Great, let’s get started! What’s the next step?

Well, that’s a good question. I find it difficult to say at this point. Maybe my idea won’t catch on right away. In that case, the main thing to do will be to continue to convince people. To spread the word. To deepen our understanding of what it would take to make freedom of government come true. I invite anyone to contribute content (in whatever form) to this website. You can also take whatever content you find here and reproduce it through your own outlets, under Creative Commons rules. If you want to take up the cause on social media, please be my guest. It would be a great help, because I’m not very good at social media.

As to real concrete next steps, they depend on initiatives that people will take. I am sure there are many groups of people in the world who want to set up their own societies apart from the state they live in. We should support them as much as we can. If you know of any such initiatives, do let me know. There are also initiatives by some people to set up “free cities”, just as in Medieval times in Europe.

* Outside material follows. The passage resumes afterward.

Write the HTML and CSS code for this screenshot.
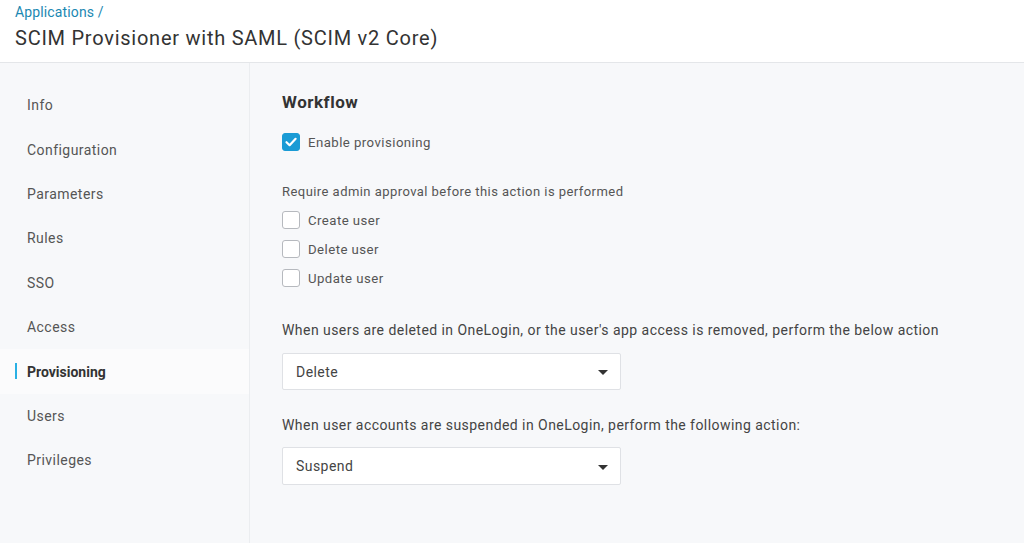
FILE: index.html
```html
<!DOCTYPE html>
<html>
<head>
<meta charset="utf-8">
<link rel="stylesheet" href="styles.css">
</head>
<body>
<header class="header">
  <a class="crumb">Applications /</a>
  <h1 class="title">SCIM Provisioner with SAML (SCIM v2 Core)</h1>
</header>
<div class="body">
  <nav class="side">
    <div class="nav-item">Info</div>
    <div class="nav-item">Configuration</div>
    <div class="nav-item">Parameters</div>
    <div class="nav-item">Rules</div>
    <div class="nav-item">SSO</div>
    <div class="nav-item">Access</div>
    <div class="nav-item active">Provisioning</div>
    <div class="nav-item">Users</div>
    <div class="nav-item">Privileges</div>
  </nav>
  <main class="main">
    <h2 class="section-title">Workflow</h2>
    <label class="check-row first">
      <span class="box checked"><svg viewBox="0 0 18 18" width="18" height="18"><path d="M4.5 9.2 L7.6 12.2 L13.6 5.8" fill="none" stroke="#fff" stroke-width="2.2" stroke-linecap="round" stroke-linejoin="round"/></svg></span>
      <span class="check-label">Enable provisioning</span>
    </label>
    <p class="hint">Require admin approval before this action is performed</p>
    <div class="check-list">
      <label class="check-row"><span class="box"></span><span class="check-label">Create user</span></label>
      <label class="check-row"><span class="box"></span><span class="check-label">Delete user</span></label>
      <label class="check-row"><span class="box"></span><span class="check-label">Update user</span></label>
    </div>
    <p class="field-label">When users are deleted in OneLogin, or the user's app access is removed, perform the below action</p>
    <div class="select"><span>Delete</span><span class="caret"></span></div>
    <p class="field-label second">When user accounts are suspended in OneLogin, perform the following action:</p>
    <div class="select second"><span>Suspend</span><span class="caret"></span></div>
  </main>
</div>
</body>
</html>
```
FILE: styles.css
```css
* { box-sizing: border-box; }
html, body { margin: 0; padding: 0; height: 100%; }
body {
  font-family: Roboto, "Liberation Sans", Arial, sans-serif;
  color: #333;
  background: #f7f8fa;
  display: flex;
  flex-direction: column;
  overflow: hidden;
  letter-spacing: 0.028em;
}
.header {
  background: #fff;
  height: 63px;
  border-bottom: 1px solid #e4e6e9;
  padding: 3px 15px 0;
  flex: none;
}
.crumb {
  display: block;
  color: #1b88b2;
  font-size: 14px;
  line-height: 18px;
  letter-spacing: 0.01em;
}
.title {
  margin: 4px 0 0;
  font-weight: 400;
  font-size: 20px;
  line-height: 26px;
  color: #333;
  letter-spacing: 0.75px;
}
.body {
  flex: 1;
  display: flex;
}
.side {
  width: 250px;
  flex: none;
  border-right: 1px solid #ebedf0;
  padding-top: 20px;
}
.nav-item {
  height: 44.4px;
  display: flex;
  align-items: center;
  padding-left: 27px;
  font-size: 14px;
  color: #555;
  position: relative;
}
.nav-item.active {
  background: #fbfbfc;
  font-weight: 700;
  color: #333;
  letter-spacing: 0;
}
.nav-item.active::before {
  content: "";
  position: absolute;
  left: 15px;
  top: 14px;
  width: 2px;
  height: 16px;
  background: #2ab0e4;
}
.main {
  flex: 1;
  padding: 29px 0 0 32px;
}
.section-title {
  margin: 0;
  font-size: 17px;
  font-weight: 700;
  line-height: 20px;
  color: #333;
  letter-spacing: 0.03em;
}
.check-row {
  display: flex;
  align-items: center;
  gap: 8px;
  height: 18px;
}
.check-row.first { margin-top: 21px; }
.box {
  width: 18px;
  height: 18px;
  border: 1px solid #b6b9be;
  border-radius: 3px;
  background: #fff;
  flex: none;
  display: flex;
}
.box.checked {
  background: #1a9bd5;
  border-color: #1a9bd5;
}
.box svg { margin: -1px; }
.check-label {
  font-size: 13.2px;
  color: #555;
}
.hint {
  margin: 33px 0 0;
  font-size: 13px;
  line-height: 16px;
  color: #555;
}
.check-list {
  margin-top: 11px;
  display: flex;
  flex-direction: column;
  gap: 11px;
}
.field-label {
  margin: 34px 0 0;
  font-size: 14px;
  line-height: 18px;
  color: #444;
}
.field-label.second { margin-top: 26px; }
.select {
  margin-top: 14px;
  width: 339px;
  height: 37px;
  background: #fff;
  border: 1px solid #dfe1e5;
  border-radius: 2px;
  display: flex;
  align-items: center;
  justify-content: space-between;
  padding: 0 12px 0 13px;
  font-size: 14px;
  color: #444;
}
.select.second { margin-top: 13px; height: 38px; }
.caret {
  width: 0;
  height: 0;
  border-left: 5px solid transparent;
  border-right: 5px solid transparent;
  border-top: 5px solid #333;
  margin-top: 2px;
}
```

Wouldn’t it be great if we could set up such free cities for refugees who are currently stuck in places where they have no hope for the future? I know this sounds ambitious, but this is the sort of thing that should be happening. Less ambitious initiatives can also make a huge difference, for instance, in sectors such as education and healthcare or in finance. As long as they help to reduce the power of the state they are worth undertaking. If we work on this we may find that at some point the power of the state will dissolve in front of our eyes.